Andy Phippen

In an era where the internet is utilised for all manner of personal, professional and social interactions, staying safe online is one of the key challenges.

Andy Phippen, Professor of Social Responsibility in IT at University of Plymouth, has conducted extensive research into online behaviour, gaming and texting, predominantly among younger generations.

This week, his work has been identified as one of 20 UK university research projects that could potentially change the world by the organisers of Universities Week – which include Universities UK, Research Councils UK, the Higher Education Funding Council for England and the National Coordinating Centre for Public Engagement.

Here, Professor Phippen – a member of the Parliamentary IT Committee and research partner with the UK Safer Internet Centre – gives his top 10 tips to help families keep their children safe online:

1. Take an interest in what they are doing: For many children, the Internet and gaming plays a big part in their lives and, for the most part, they will want to talk to you about it. It pays to have at least a basic understanding of what they’re doing and, if necessary, to learn from them.

2. Get clued up about what might upset your children online: What distressed your child might not be the things you read about most in the media. Much of the focus there is on adult content, but studies have shown that images of animal cruelty can be far more upsetting to children of all ages and this is something they are more likely to see.

3. Encourage your children to report things: Whether it is harmful content or harassment, children have a tendency to bottle up things they have seen online. If they were being physically hurt, they would tell you or a teacher at school, so encourage them to do the same.

4. Find out how to report any issues: Most websites, including social networks such as Facebook and Twitter, have reporting mechanisms to deal with abuse and harmful content. And don’t be put off by the fact they are large international organisations, because they do take complaints very seriously and often respond quickly.

5. Decide whether a game is appropriate for your child: Computer games all have PEGI (Pan European Game Information) ratings, giving the ages a game is deemed suitable for. Makers are also required to state if their games feature violent or excessive content, so you can make an informed choice about whether you think the game would be appropriate for your child.

6. Carefully manage your child’s online time: It may surprise you, but content is not as big a deal as excessive screen time. While there are no set guidelines that govern how much time a child should spend at the computer, or playing games, you know your children better than anyone and will be able to see mood and behaviour changes which enable you to curb their screen time accordingly.

7. Realise that sexting does not happen to every child: Contrary to seemingly popular belief, your child is probably not sexting but they will quite likely know peers who are. It is actually illegal, although the authorities only tend to prosecute repeat offenders and warn others, but the best advice is to talk to them about it.
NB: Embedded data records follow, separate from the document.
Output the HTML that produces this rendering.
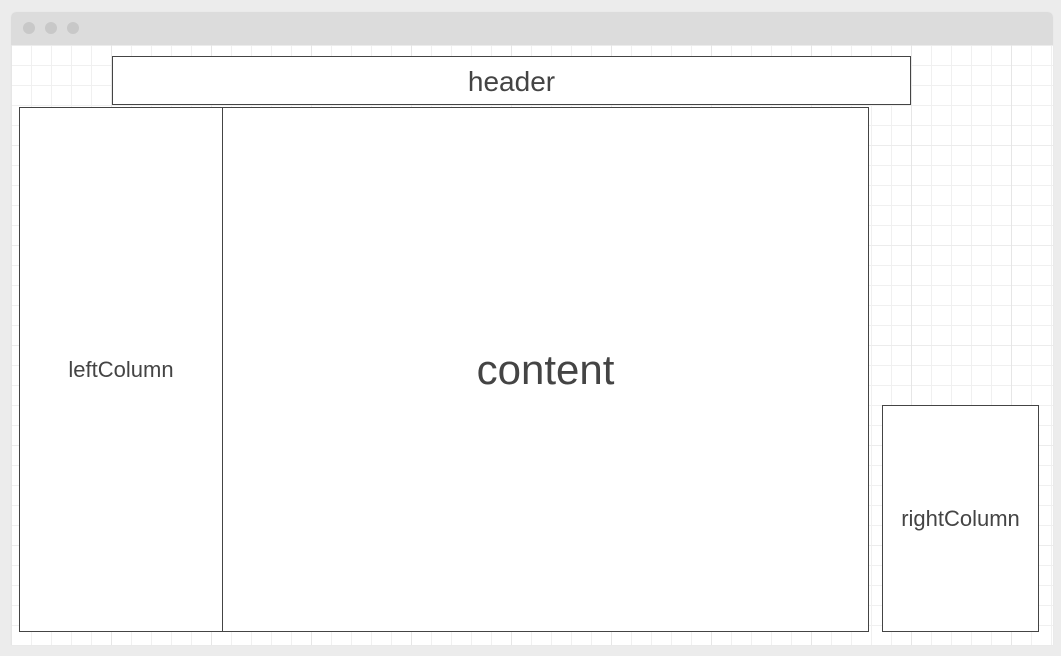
<!DOCTYPE html>
<html><head><meta charset="utf-8"><style>
html,body{margin:0;padding:0;width:1061px;height:656px;background:#ececec;overflow:hidden;font-family:"Liberation Sans",sans-serif;color:#444}
.win{position:absolute;left:11px;top:12px;width:1042px;height:633px;background:#fff;border-radius:5px 5px 0 0;overflow:hidden;box-shadow:0 0 1px #ddd}
.bar{position:absolute;left:0;top:0;right:0;height:33px;background:#dcdcdc}
.dot{position:absolute;top:10px;width:12px;height:12px;border-radius:50%;background:#c8c8c8}
.grid{position:absolute;left:0;top:33px;right:0;bottom:0;
background-image:linear-gradient(to right,#e6e6e6 1px,transparent 1px),linear-gradient(to bottom,#ececec 1px,transparent 1px),linear-gradient(to right,#f0f0f0 1px,transparent 1px),linear-gradient(to bottom,#f0f0f0 1px,transparent 1px);
background-size:100px 100px,100px 100px,20px 20px,20px 20px;background-position:0 0,0 0,0 0,0 0}
.b{position:absolute;border:1px solid #444;background:#fff;box-sizing:border-box;display:flex;align-items:center;justify-content:center}
</style></head><body>
<div class="win">
<div class="bar"><div class="dot" style="left:12px"></div><div class="dot" style="left:34px"></div><div class="dot" style="left:56px"></div></div>
<div class="grid"></div>
</div>
<div class="b" style="left:112px;top:56px;width:799px;height:49px;font-size:28px;padding-top:2px">header</div>
<div class="b" style="left:19px;top:107px;width:204px;height:525px;font-size:22px">leftColumn</div>
<div class="b" style="left:222px;top:107px;width:647px;height:525px;font-size:42px">content</div>
<div class="b" style="left:882px;top:405px;width:157px;height:227px;font-size:22px">rightColumn</div>
</body></html>
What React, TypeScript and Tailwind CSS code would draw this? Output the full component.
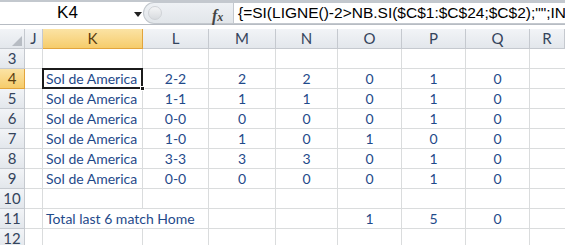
import React from "react";

const cols = ["J", "K", "L", "M", "N", "O", "P", "Q", "R"];

type Row = { n: number; k?: string; vals?: (string | number)[]; total?: boolean };

const rows: Row[] = [
  { n: 3 },
  { n: 4, k: "Sol de America", vals: ["2-2", 2, 2, 0, 1, 0] },
  { n: 5, k: "Sol de America", vals: ["1-1", 1, 1, 0, 1, 0] },
  { n: 6, k: "Sol de America", vals: ["0-0", 0, 0, 0, 1, 0] },
  { n: 7, k: "Sol de America", vals: ["1-0", 1, 0, 1, 0, 0] },
  { n: 8, k: "Sol de America", vals: ["3-3", 3, 3, 0, 1, 0] },
  { n: 9, k: "Sol de America", vals: ["0-0", 0, 0, 0, 1, 0] },
  { n: 10 },
  { n: 11, k: "Total last 6 match Home", vals: ["", "", "", 1, 5, 0], total: true },
  { n: 12 },
];

const cellFont = { fontFamily: "Lato, 'Noto Sans', sans-serif" };

function HeaderCell({ label, active }: { label: string; active?: boolean }) {
  return (
    <div
      className={`flex items-center justify-center border-r border-b text-[15px] ${
        active
          ? "bg-gradient-to-b from-[#fbe3a4] to-[#f6cc6a] border-[#e2a43c] text-[#5a3d10]"
          : "bg-gradient-to-b from-[#f2f4f7] to-[#e3e7ec] border-[#c5c9cf] text-[#34445c]"
      }`}
      style={cellFont}
    >
      {label}
    </div>
  );
}

export default function App() {
  return (
    <div className="w-[565px] h-[245px] overflow-hidden bg-white select-none">
      {/* formula bar */}
      <div className="h-[29px] bg-[#e3e7ec] border-t-2 border-[#c3c8ce] flex flex-col">
        <div className="h-[22px] flex bg-white">
          <div className="w-[143px] flex items-center relative">
            <span className="flex-1 text-center text-[17px] text-black pr-2" style={{ fontFamily: "'Liberation Sans', Arial, sans-serif" }}>
              K4
            </span>
            <svg width="8" height="5" viewBox="0 0 8 5" className="absolute left-[134px] top-[10px]">
              <path d="M0 0h8L4 5z" fill="#222" />
            </svg>
          </div>
          <div className="w-[90px] bg-gradient-to-b from-[#eef1f4] to-[#e2e6ea] rounded-l-full border-l border-y border-[#c3c8ce] flex items-center relative">
            <div className="ml-[4px] w-[14px] h-[14px] rounded-full bg-gradient-to-b from-[#f4f5f6] to-[#d8dbdf] border border-[#d0d3d7]" />
            <span className="absolute left-[68px] top-[1px] italic text-[16px] text-[#444] font-bold" style={{ fontFamily: "'Liberation Serif', serif" }}>
              f<span className="text-[12px]">x</span>
            </span>
          </div>
          <div className="flex-1 border border-[#c3c8ce] border-r-0 flex items-center pl-[4px] overflow-hidden">
            <span className="whitespace-nowrap text-[15.5px] text-black" style={{ fontFamily: "'Liberation Sans', Arial, sans-serif" }}>
              {'{=SI(LIGNE()-2>NB.SI($C$1:$C$24;$C$2);"";INDEX($D$1:$D$24;EQUIV(LIGNE()-2;$C$1:$C$24;0)))}'}
            </span>
          </div>
        </div>
        <div className="flex-1 border-t border-[#b7bcc3] bg-white" />
      </div>

      {/* grid */}
      <div
        className="grid grid-cols-[25px_18px_100px_66px_67px_62px_64px_64px_64px_1fr] auto-rows-[20px]"
        style={cellFont}
      >
        <div className="relative border-r border-b border-[#c5c9cf] bg-gradient-to-b from-[#f2f4f7] to-[#e3e7ec]">
          <svg width="10" height="10" viewBox="0 0 10 10" className="absolute right-[2px] bottom-[2px]">
            <path d="M10 0V10H0z" fill="#b7bcc3" />
          </svg>
        </div>
        {cols.map((c) => (
          <HeaderCell key={c} label={c} active={c === "K"} />
        ))}

        {rows.map((r) => (
          <React.Fragment key={r.n}>
            <HeaderCell label={String(r.n)} active={r.n === 4} />
            <div className="border-r border-b border-[#dadcdd]" />
            <div
              className={`relative border-b border-[#dadcdd] flex items-center pl-[3px] text-[14px] text-[#1f4a8a] whitespace-nowrap ${
                r.total ? "" : "border-r"
              }`}
            >
              {r.k && <span className={r.total ? "relative z-10" : ""}>{r.k}</span>}
              {r.n === 4 && (
                <>
                  <div className="absolute -left-px -top-px -right-px -bottom-px border-2 border-[#1b1b1b] pointer-events-none" />
                  <div className="absolute -right-[3px] -bottom-[3px] w-[5px] h-[5px] bg-[#1b1b1b] border border-white z-10" />
                </>
              )}
            </div>
            {[0, 1, 2, 3, 4, 5].map((i) => (
              <div
                key={i}
                className="border-r border-b border-[#dadcdd] flex items-center justify-center text-[14px] text-[#1f4a8a]"
              >
                {r.vals ? r.vals[i] : ""}
              </div>
            ))}
            <div className="border-b border-[#dadcdd]" />
          </React.Fragment>
        ))}
      </div>
    </div>
  );
}
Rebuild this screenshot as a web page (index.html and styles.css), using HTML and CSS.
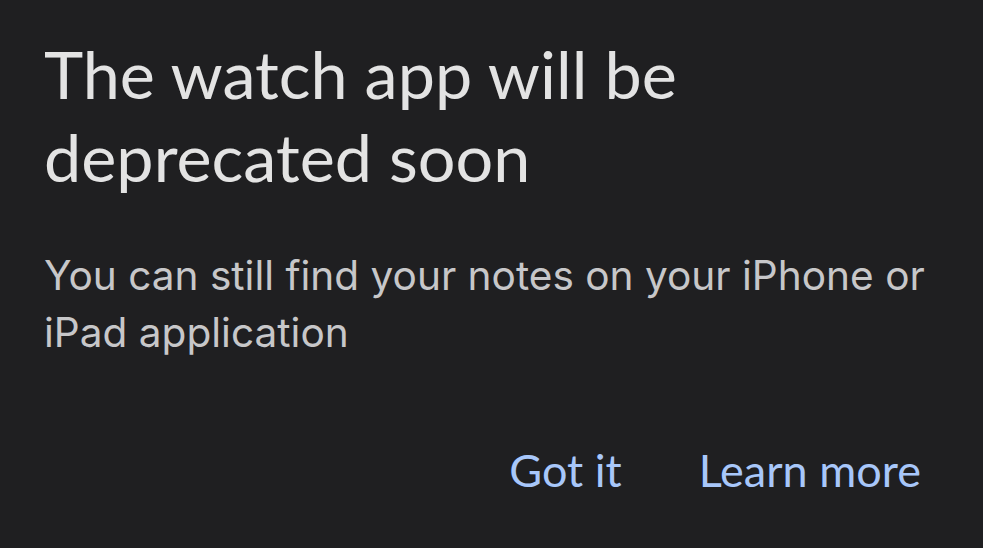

8. Talk to your child’s school about online safety: Over the past five years, most schools in England have developed online safety procedures for staff, students and even the board of governors, and it is now part of the OFSTED inspection process. Find out what measures they have in place to protect your child at school and whether they have resources or information sessions for parents.

9. Appreciate the benefits and limitations of filters: Filtering is a useful tool to preventing inappropriate access to content, but do not assume it is going to stop everything and can also sometimes stop things you do want to see. If your child wants to gain access to something, there are ways around the filters, so it is important to talk to your child openly about their internet use.

10. Don’t be afraid!!: 99% of the time, your child is using technology in a positive way – mainly as a way of communicating with their friends and peers – and in the remaining 1%, it is normally not the technology that is the problem, but society. And while the techniques to help children stay safe online are constantly evolving, the most effective course of action will always be good parenting.